At a crucial juncture in the Magic Flute, Mozart’s most mystical opera (perhaps Corinne’s favourite), the pure-hearted Tamino is launched into the unknown. He leaves everything behind that hitherto has kept and reassured him. A priest of Wisdom asks him what he seeks. ‘Friendship and love’, he replies, and we know that, for Tamino, those two were a subset of truth. Corinne’s quest has proceeded on similar terms, though for her they were more specific still. They bore a name. All her life she followed Christ. She sought his face. She died as she had lived. Death, too, she knew, is a call and a ‘word’. It does make sense, though at present we struggle to see how. ‘Yet a little while, and you will see. I live.

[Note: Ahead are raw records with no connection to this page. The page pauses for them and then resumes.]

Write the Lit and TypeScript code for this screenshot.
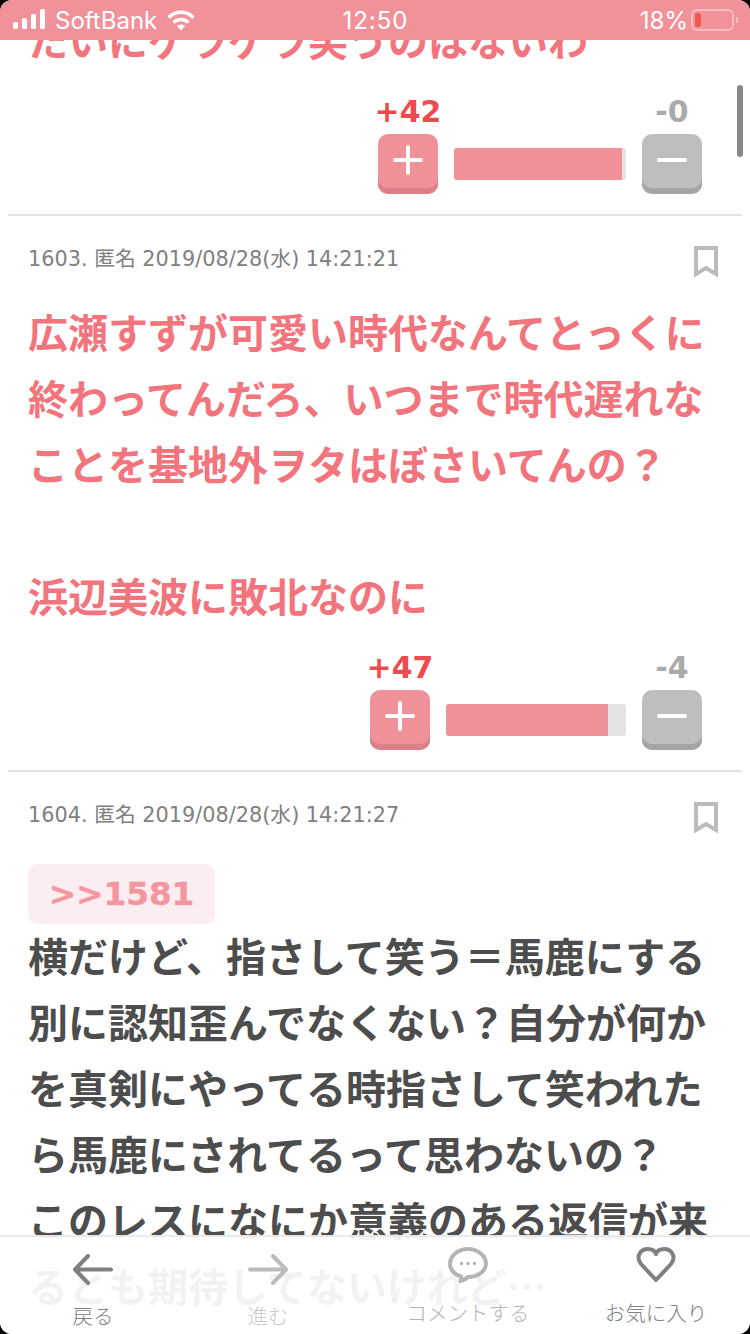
import { LitElement, html, css } from 'lit';
import { customElement } from 'lit/decorators.js';

const comments = [
  {
    meta: '',
    anchor: '',
    text: 'たいにゲラゲラ笑うのはないわ',
    tone: 'hot',
    plus: 42,
    minus: 0,
    barWidth: 172,
    fill: 97.7,
  },
  {
    meta: '1603. 匿名 2019/08/28(水) 14:21:21',
    anchor: '',
    text: '広瀬すずが可愛い時代なんてとっくに終わってんだろ、いつまで時代遅れなことを基地外ヲタはぼさいてんの？\n\n浜辺美波に敗北なのに',
    tone: 'hot',
    plus: 47,
    minus: 4,
    barWidth: 180,
    fill: 90,
  },
  {
    meta: '1604. 匿名 2019/08/28(水) 14:21:27',
    anchor: '>>1581',
    text: '横だけど、指さして笑う＝馬鹿にする別に認知歪んでなくない？自分が何かを真剣にやってる時指さして笑われたら馬鹿にされてるって思わないの？\nこのレスになにか意義のある返信が来るとも期待してないけれど…',
    tone: 'normal',
  },
];

@customElement('app-root')
export class AppRoot extends LitElement {
  static styles = css`
    :host {
      display: block;
      width: 750px;
      height: 1334px;
      background: #000;
      font-family: 'Noto Sans CJK JP', sans-serif;
    }

    .screen {
      position: relative;
      height: 1334px;
      overflow: hidden;
      border-radius: 12px;
      background: #fff;
    }

    .thread {
      padding-top: 8px;
    }

    .comment-head {
      display: flex;
      justify-content: space-between;
      align-items: flex-start;
      padding: 29px 32px 22px 28px;
    }

    .meta {
      font-family: 'DejaVu Sans', 'Noto Sans CJK JP', sans-serif;
      font-size: 20.8px;
      line-height: 28px;
      color: #808080;
    }

    .bookmark {
      display: block;
      margin-top: 1px;
    }

    .anchor {
      display: inline-block;
      margin: 8px 0 0 28px;
      padding: 0 21px;
      height: 60px;
      line-height: 60px;
      border-radius: 10px;
      background: #fcedf0;
      color: #f4969f;
      font-family: 'DejaVu Sans', sans-serif;
      font-size: 32.6px;
      font-weight: 700;
      -webkit-text-stroke: 0.4px #f4969f;
      vertical-align: top;
    }

    .body {
      margin: -2px 0 0;
      padding: 0 28px;
      font-size: 40px;
      font-weight: 700;
      line-height: 66px;
      white-space: pre-wrap;
    }

    .body.hot {
      color: #f2747c;
    }

    .body.normal {
      color: #4d4d4d;
    }

    .votes {
      display: flex;
      justify-content: flex-end;
      align-items: flex-end;
      gap: 16px;
      padding: 0 48px 20px 0;
      margin-top: 23px;
    }

    .vote {
      display: flex;
      flex-direction: column;
      align-items: center;
      width: 60px;
    }

    .count {
      font-family: 'DejaVu Sans', sans-serif;
      font-size: 30px;
      font-weight: 700;
      line-height: 34px;
      margin-bottom: 5px;
      white-space: nowrap;
    }

    .vote.up .count {
      color: #ef4a50;
    }

    .vote.down .count {
      color: #aaaaaa;
    }

    .btn {
      display: flex;
      align-items: center;
      justify-content: center;
      box-sizing: border-box;
      width: 60px;
      height: 60px;
      padding-bottom: 8px;
      border-radius: 10px;
    }

    .vote.up .btn {
      background: #f09199;
      box-shadow: inset 0 -6px 0 #db7f88;
    }

    .vote.down .btn {
      background: #bebebe;
      box-shadow: inset 0 -6px 0 #a5a5a5;
    }

    .bar {
      height: 32px;
      margin-bottom: 14px;
      border-radius: 3px;
      overflow: hidden;
      background: #e3e3e3;
    }

    .bar-fill {
      height: 100%;
      background: #f09199;
    }

    .divider {
      height: 2px;
      margin: 0 8px;
      background: #e3e3e3;
    }

    .status {
      position: absolute;
      top: 0;
      left: 0;
      right: 0;
      height: 40px;
      display: grid;
      grid-template-columns: 1fr auto 1fr;
      align-items: center;
      padding: 0 12px 0 13px;
      background: #f1929a;
      color: #fff;
      font-family: Inter, sans-serif;
      font-size: 24px;
    }

    .status-left {
      display: flex;
      align-items: center;
      gap: 10px;
    }

    .status-right {
      display: flex;
      justify-content: flex-end;
      align-items: center;
      gap: 3px;
    }

    .time {
      letter-spacing: 1px;
    }

    .scrollbar {
      position: absolute;
      top: 85px;
      right: 7px;
      width: 6px;
      height: 72px;
      border-radius: 3px;
      background: #888;
    }

    .nav {
      position: absolute;
      left: 0;
      right: 0;
      bottom: 0;
      height: 97px;
      display: grid;
      grid-template-columns: 186px 164px 236px 140px;
      border-top: 2px solid rgba(225, 225, 225, 0.7);
      background: rgba(255, 255, 255, 0.93);
    }

    .nav-item {
      display: flex;
      flex-direction: column;
      align-items: center;
      font-size: 20.5px;
      font-weight: 300;
      line-height: 28px;
    }

    .nav-item svg {
      display: block;
    }

    .nav-item.arrow {
      padding-top: 17px;
    }

    .nav-item.arrow span {
      margin-top: 16px;
    }

    .nav-item.round {
      padding-top: 10px;
    }

    .nav-item.round span {
      margin-top: 15px;
    }

    .strong {
      color: #808080;
    }

    .faint {
      color: #c8c8c8;
    }

    .soft {
      color: #b4b4b4;
    }
  `;

  private renderVotes(c: any) {
    return html`
      <div class="votes">
        <div class="vote up">
          <div class="count">+${c.plus}</div>
          <div class="btn">
            <svg width="30" height="30" viewBox="0 0 30 30">
              <path d="M15 2V28M2 15H28" stroke="#fff" stroke-width="4" stroke-linecap="round" fill="none"></path>
            </svg>
          </div>
        </div>
        <div class="bar" style="width:${c.barWidth}px">
          <div class="bar-fill" style="width:${c.fill}%"></div>
        </div>
        <div class="vote down">
          <div class="count">-${c.minus}</div>
          <div class="btn">
            <svg width="30" height="30" viewBox="0 0 30 30">
              <path d="M2 15H28" stroke="#fff" stroke-width="4" stroke-linecap="round" fill="none"></path>
            </svg>
          </div>
        </div>
      </div>
    `;
  }

  private renderComment(c: any) {
    return html`
      ${c.meta
        ? html`
            <div class="comment-head">
              <div class="meta">${c.meta}</div>
              <svg class="bookmark" width="24" height="32" viewBox="0 0 24 32">
                <path d="M2 2H22V28L12 22L2 28Z" stroke="#bbb" stroke-width="4" fill="none"></path>
              </svg>
            </div>
          `
        : ''}
      ${c.anchor ? html`<div class="anchor">${c.anchor}</div>` : ''}
      <p class="body ${c.tone}">${c.text}</p>
      ${c.plus !== undefined ? html`${this.renderVotes(c)}<div class="divider"></div>` : ''}
    `;
  }

  render() {
    return html`
      <div class="screen">
        <div class="thread">${comments.map((c) => this.renderComment(c))}</div>

        <div class="scrollbar"></div>

        <div class="status">
          <div class="status-left">
            <svg width="32" height="22" viewBox="0 0 32 22" fill="#fff">
              <rect x="0" y="13" width="5" height="7" rx="1.5"></rect>
              <rect x="9" y="9" width="5" height="11" rx="1.5"></rect>
              <rect x="18" y="5" width="5" height="15" rx="1.5"></rect>
              <rect x="27" y="0" width="5" height="20" rx="1.5"></rect>
            </svg>
            <span>SoftBank</span>
            <svg width="28" height="21" viewBox="0 0 28 21" fill="none" stroke="#fff" stroke-width="3.4">
              <path d="M1.5 7.5C8.5 .5 19.5 .5 26.5 7.5"></path>
              <path d="M6.5 12.5C10.5 8.5 17.5 8.5 21.5 12.5"></path>
              <path d="M10 16L14 20.5L18 16C16 14 12 14 10 16Z" fill="#fff" stroke="none"></path>
            </svg>
          </div>
          <div class="time">12:50</div>
          <div class="status-right">
            <span>18%</span>
            <svg width="47" height="22" viewBox="0 0 47 22">
              <rect x="1" y="1" width="41" height="20" rx="5" fill="none" stroke="#f8bcc1" stroke-width="2"></rect>
              <rect x="4" y="4" width="6" height="14" rx="2.5" fill="#f0584e"></rect>
              <rect x="45" y="8" width="2" height="6" rx="1" fill="#f8bcc1"></rect>
            </svg>
          </div>
        </div>

        <div class="nav">
          <div class="nav-item arrow strong">
            <svg width="40" height="31" viewBox="0 0 40 31" fill="none" stroke="#808080" stroke-width="4" stroke-linecap="round" stroke-linejoin="round">
              <path d="M38 15.5H2M15 2L2 15.5L15 29"></path>
            </svg>
            <span>戻る</span>
          </div>
          <div class="nav-item arrow faint">
            <svg width="40" height="31" viewBox="0 0 40 31" fill="none" stroke="#bbb" stroke-width="4" stroke-linecap="round" stroke-linejoin="round">
              <path d="M2 15.5H38M25 2L38 15.5L25 29"></path>
            </svg>
            <span>進む</span>
          </div>
          <div class="nav-item round soft">
            <svg width="40" height="36" viewBox="0 0 40 36" fill="none">
              <path d="M13 29.5C6 27 2 22.5 2 17C2 9 10 2 20 2C30 2 38 9 38 16.5C38 25 29 30 20 30C18 32 15 33.5 12.5 34C13.5 32.5 13.5 31 13 29.5Z" stroke="#b4b4b4" stroke-width="4" stroke-linejoin="round"></path>
              <circle cx="13.5" cy="16.5" r="1.7" fill="#b4b4b4"></circle>
              <circle cx="20" cy="16.5" r="1.7" fill="#b4b4b4"></circle>
              <circle cx="26.5" cy="16.5" r="1.7" fill="#b4b4b4"></circle>
            </svg>
            <span>コメントする</span>
          </div>
          <div class="nav-item round strong">
            <svg width="40" height="36" viewBox="0 0 40 36" fill="none">
              <path d="M20 33L5 17C-1 9 5 2 12 2C16 2 19 4 20 7C21 4 24 2 28 2C35 2 41 9 35 17Z" stroke="#808080" stroke-width="4" stroke-linejoin="round"></path>
            </svg>
            <span>お気に入り</span>
          </div>
        </div>
      </div>
    `;
  }
}
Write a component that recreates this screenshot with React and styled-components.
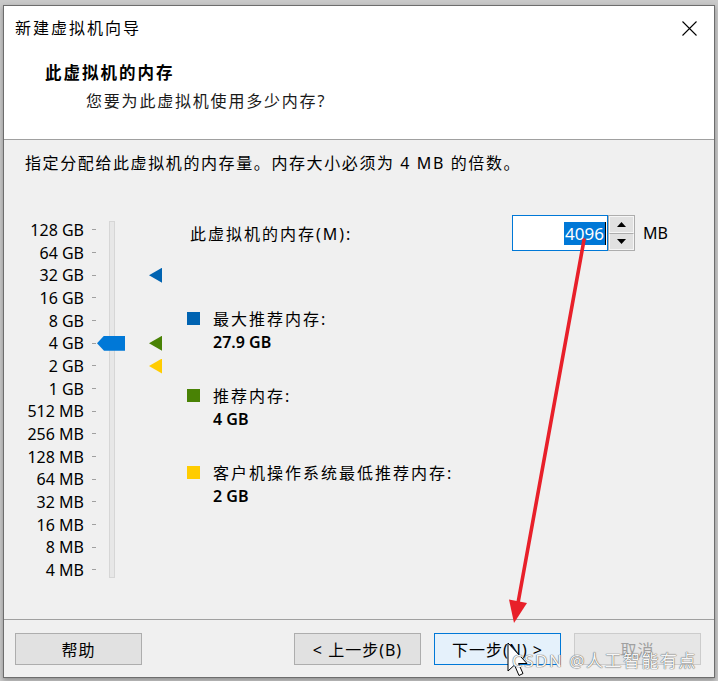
import React from "react";
import styled, { createGlobalStyle } from "styled-components";

const GlobalStyle = createGlobalStyle`
  html, body {
    margin: 0;
    padding: 0;
    background: #c9c9c9;
  }
  body {
    font-family: "Noto Sans", "Noto Sans CJK SC", sans-serif;
    color: #000000;
  }
`;

const ROW_H = 22.67;

const scaleLabels = [
  "128 GB",
  "64 GB",
  "32 GB",
  "16 GB",
  "8 GB",
  "4 GB",
  "2 GB",
  "1 GB",
  "512 MB",
  "256 MB",
  "128 MB",
  "64 MB",
  "32 MB",
  "16 MB",
  "8 MB",
  "4 MB",
];

const markers = [
  { row: 2, color: "#0063b1" },
  { row: 5, color: "#498205" },
  { row: 6, color: "#ffcc00" },
];

const legend = [
  { color: "#0063b1", title: "最大推荐内存:", value: "27.9 GB" },
  { color: "#498205", title: "推荐内存:", value: "4 GB" },
  { color: "#ffcc00", title: "客户机操作系统最低推荐内存:", value: "2 GB" },
];

function App() {
  return (
    <>
      <GlobalStyle />
      <Page>
        <Window>
          <Header>
            <TitleRow>
              <WindowTitle>新建虚拟机向导</WindowTitle>
              <CloseIcon width="15" height="15" viewBox="0 0 15 15">
                <path d="M0.5 0.5 L14.5 14.5 M14.5 0.5 L0.5 14.5" stroke="#000" strokeWidth="1.1" />
              </CloseIcon>
            </TitleRow>
            <PageHeading>此虚拟机的内存</PageHeading>
            <PageSubtitle>您要为此虚拟机使用多少内存?</PageSubtitle>
          </Header>
          <Body>
            <Description>指定分配给此虚拟机的内存量。内存大小必须为 4 MB 的倍数。</Description>
            <Main>
              <Scale>
                <ScaleLabels>
                  {scaleLabels.map((label) => (
                    <ScaleRow key={label}>
                      <ScaleText>{label}</ScaleText>
                      <Tick />
                    </ScaleRow>
                  ))}
                </ScaleLabels>
                <Track>
                  <Thumb $row={5} />
                </Track>
                <MarkerColumn>
                  {markers.map((m) => (
                    <Marker key={m.row} $row={m.row} $color={m.color} />
                  ))}
                </MarkerColumn>
              </Scale>
              <RightPanel>
                <MemoryRow>
                  <MemoryLabel>此虚拟机的内存(M):</MemoryLabel>
                  <NumberBox>
                    <Selected>4096</Selected>
                    <Caret />
                  </NumberBox>
                  <Spinner>
                    <SpinButton>
                      <svg width="9" height="5" viewBox="0 0 9 5">
                        <path d="M0 5 L4.5 0 L9 5 Z" fill="#000" />
                      </svg>
                    </SpinButton>
                    <SpinButton>
                      <svg width="9" height="5" viewBox="0 0 9 5">
                        <path d="M0 0 L9 0 L4.5 5 Z" fill="#000" />
                      </svg>
                    </SpinButton>
                  </Spinner>
                  <Unit>MB</Unit>
                </MemoryRow>
                <LegendList>
                  {legend.map((item) => (
                    <LegendItem key={item.title}>
                      <LegendHead>
                        <Swatch $color={item.color} />
                        <LegendTitle>{item.title}</LegendTitle>
                      </LegendHead>
                      <LegendValue>{item.value}</LegendValue>
                    </LegendItem>
                  ))}
                </LegendList>
              </RightPanel>
            </Main>
          </Body>
          <ButtonBar>
            <Button>帮助</Button>
            <ButtonGroup>
              <Button>&lt; 上一步(B)</Button>
              <Button $primary>下一步(N) &gt;</Button>
              <Button $disabled>取消</Button>
            </ButtonGroup>
          </ButtonBar>
        </Window>

        <Overlay width="718" height="681" viewBox="0 0 718 681">
          <line x1="584" y1="240" x2="518" y2="603" stroke="#e8202a" strokeWidth="3.6" strokeLinecap="round" />
          <path d="M514 623 L509 599.5 L527 603 Z" fill="#e8202a" />
          <path
            d="M508 643 L508 671 L514.5 665 L519 675.5 L523 673.5 L518.5 663.5 L527 663.5 Z"
            fill="#ffffff"
            stroke="#000000"
            strokeWidth="1"
            strokeLinejoin="round"
          />
        </Overlay>
        <Watermark>CSDN @人工智能有点</Watermark>
      </Page>
    </>
  );
}

const Page = styled.div`
  position: relative;
  width: 718px;
  height: 681px;
  padding: 5px 0 0 3px;
  box-sizing: border-box;
  overflow: hidden;
`;

const Window = styled.div`
  width: 712px;
  height: 673px;
  box-sizing: border-box;
  border: 1px solid #6d6d6d;
  background: #f0f0f0;
  display: flex;
  flex-direction: column;
  box-shadow: 0 2px 5px rgba(0, 0, 0, 0.3);
`;

const Header = styled.div`
  height: 134px;
  box-sizing: border-box;
  flex: 0 0 auto;
  background: #ffffff;
  border-bottom: 1px solid #a0a0a0;
  padding: 11px 0 0 11px;
`;

const TitleRow = styled.div`
  display: flex;
  align-items: center;
  justify-content: space-between;
  padding-right: 17px;
  height: 22px;
`;

const WindowTitle = styled.div`
  font-size: 16px;
  line-height: 22px;
  letter-spacing: 2px;
`;

const CloseIcon = styled.svg`
  display: block;
`;

const PageHeading = styled.div`
  margin: 22px 0 0 30px;
  font-size: 16.5px;
  font-weight: 700;
  line-height: 24px;
  letter-spacing: 2px;
`;

const PageSubtitle = styled.div`
  margin: 4px 0 0 71px;
  font-size: 16px;
  line-height: 24px;
  letter-spacing: 1.8px;
  color: #1a1a1a;
`;

const Body = styled.div`
  flex: 1;
  padding: 11px 0 0 21px;
  border-bottom: 1px solid #a0a0a0;
`;

const Description = styled.div`
  font-size: 16px;
  line-height: 24px;
  letter-spacing: 1.6px;
`;

const Main = styled.div`
  display: flex;
  align-items: flex-start;
  margin-top: 40px;
`;

const Scale = styled.div`
  display: flex;
  align-items: flex-start;
  margin-top: 3.67px;
  margin-left: -1px;
`;

const ScaleLabels = styled.div`
  display: flex;
  flex-direction: column;
`;

const ScaleRow = styled.div`
  display: flex;
  align-items: center;
  height: ${ROW_H}px;
`;

const ScaleText = styled.span`
  width: 60px;
  text-align: right;
  font-size: 16px;
  white-space: nowrap;
`;

const Tick = styled.span`
  width: 4px;
  height: 1px;
  margin-left: 8px;
  background: #a0a0a0;
`;

const Track = styled.div`
  position: relative;
  width: 6px;
  height: 357px;
  margin: 2.33px 0 0 13px;
  box-sizing: border-box;
  border: 1px solid #d6d6d6;
  background: #e7e7e7;
`;

const Thumb = styled.div`
  position: absolute;
  left: -13px;
  top: ${(p) => (p.$row + 0.5) * ROW_H - 2.33 - 7.5 - 1}px;
  width: 28px;
  height: 15px;
  background: #0078d7;
  clip-path: polygon(0 50%, 25% 0, 100% 0, 100% 100%, 25% 100%);
`;

const MarkerColumn = styled.div`
  position: relative;
  width: 14px;
  height: ${ROW_H * 16}px;
  margin-left: 34px;
`;

const Marker = styled.div`
  position: absolute;
  left: 0;
  top: ${(p) => (p.$row + 0.5) * ROW_H - 7.5}px;
  width: 13px;
  height: 15px;
  background: ${(p) => p.$color};
  clip-path: polygon(0 50%, 100% 0, 100% 100%);
`;

const RightPanel = styled.div`
  display: flex;
  flex-direction: column;
  margin-left: 24px;
`;

const MemoryRow = styled.div`
  display: flex;
  align-items: center;
  height: 36px;
  padding-left: 3px;
`;

const MemoryLabel = styled.span`
  flex: 0 0 322px;
  font-size: 16px;
  letter-spacing: 2px;
`;

const NumberBox = styled.div`
  width: 96px;
  height: 36px;
  box-sizing: border-box;
  border: 1px solid #0078d7;
  background: #ffffff;
  display: flex;
  align-items: center;
  justify-content: flex-end;
  padding-right: 1px;
`;

const Selected = styled.span`
  background: #0078d7;
  color: #ffffff;
  font-size: 17px;
  line-height: 23px;
  padding: 0 1px;
`;

const Caret = styled.span`
  width: 1px;
  height: 23px;
  background: #000000;
`;

const Spinner = styled.div`
  display: flex;
  flex-direction: column;
  width: 27px;
  height: 36px;
  box-sizing: border-box;
  border: 1px solid #adadad;
  background: #e1e1e1;
`;

const SpinButton = styled.div`
  flex: 1;
  display: flex;
  align-items: center;
  justify-content: center;
  border: 1px solid #f6f6f6;
  & + & {
    border-top: 1px solid #adadad;
  }
`;

const Unit = styled.span`
  margin-left: 8px;
  font-size: 16px;
`;

const LegendList = styled.div`
  display: flex;
  flex-direction: column;
  gap: 29px;
  margin-top: 55px;
`;

const LegendItem = styled.div`
  display: flex;
  flex-direction: column;
`;

const LegendHead = styled.div`
  display: flex;
  align-items: center;
  height: 24px;
`;

const Swatch = styled.span`
  width: 13px;
  height: 13px;
  background: ${(p) => p.$color};
  margin-right: 13px;
`;

const LegendTitle = styled.span`
  font-size: 16px;
  letter-spacing: 2px;
`;

const LegendValue = styled.div`
  padding-left: 26px;
  font-size: 16px;
  font-weight: 600;
  line-height: 24px;
`;

const ButtonBar = styled.div`
  display: flex;
  justify-content: space-between;
  padding: 13px 13px 12px 11px;
  flex: 0 0 auto;
`;

const ButtonGroup = styled.div`
  display: flex;
  gap: 13px;
`;

const Button = styled.button`
  width: 127px;
  height: 32px;
  box-sizing: border-box;
  border: 1px solid ${(p) => (p.$primary ? "#0078d7" : p.$disabled ? "#cccccc" : "#adadad")};
  background: ${(p) => (p.$primary ? "#e5f1fb" : p.$disabled ? "#e6e6e6" : "#e1e1e1")};
  color: ${(p) => (p.$disabled ? "#a0a0a0" : "#000000")};
  font-family: "Noto Sans", "Noto Sans CJK SC", sans-serif;
  font-size: 16px;
  letter-spacing: 1px;
  padding: 0;
`;

const Overlay = styled.svg`
  position: absolute;
  left: 0;
  top: 0;
  pointer-events: none;
`;

const Watermark = styled.div`
  position: absolute;
  left: 512px;
  top: 649px;
  font-size: 17px;
  line-height: 24px;
  letter-spacing: 1.5px;
  color: #f6f6f6;
  text-shadow: 0 0 1px #555555, 0 0 1px #555555;
  white-space: nowrap;
  pointer-events: none;
`;

export default App;
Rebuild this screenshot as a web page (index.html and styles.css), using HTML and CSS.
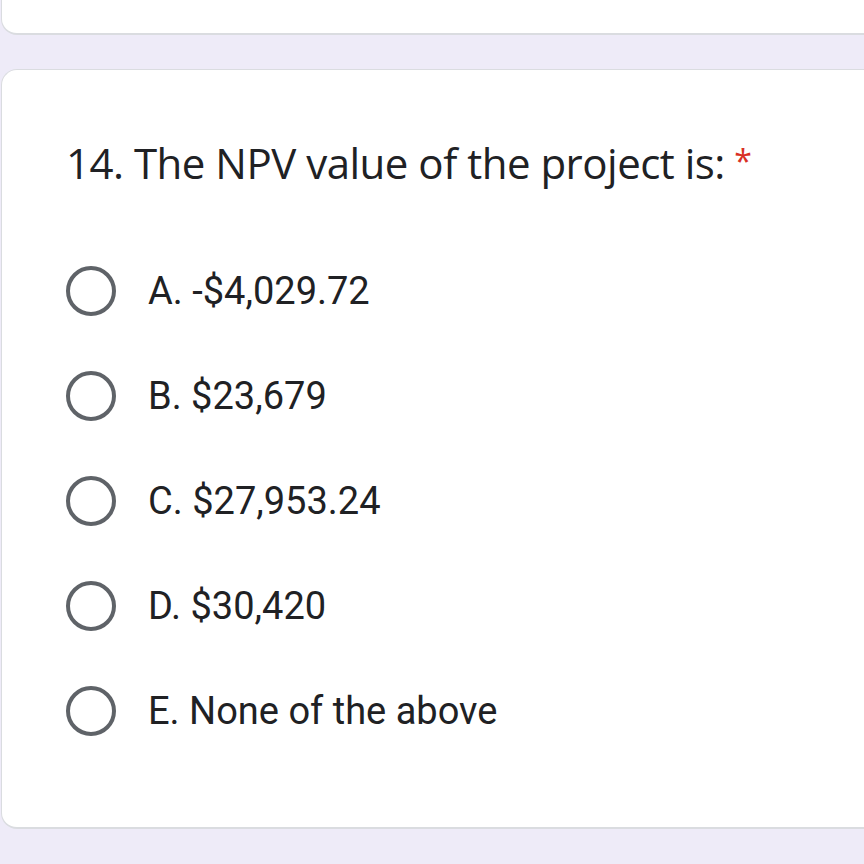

You also will live.’ Brothers and sisters, let us draw comfort from this Gospel promise. As we approach the Lord’s table, the boundary between heaven and earth is mere gossamer. In this boundless communion, we commend our sister, our friend to him in whom she firmly placed her trust. He will not leave her desolate. Let us give thanks for what she gave us. And let us heed the word she was for us.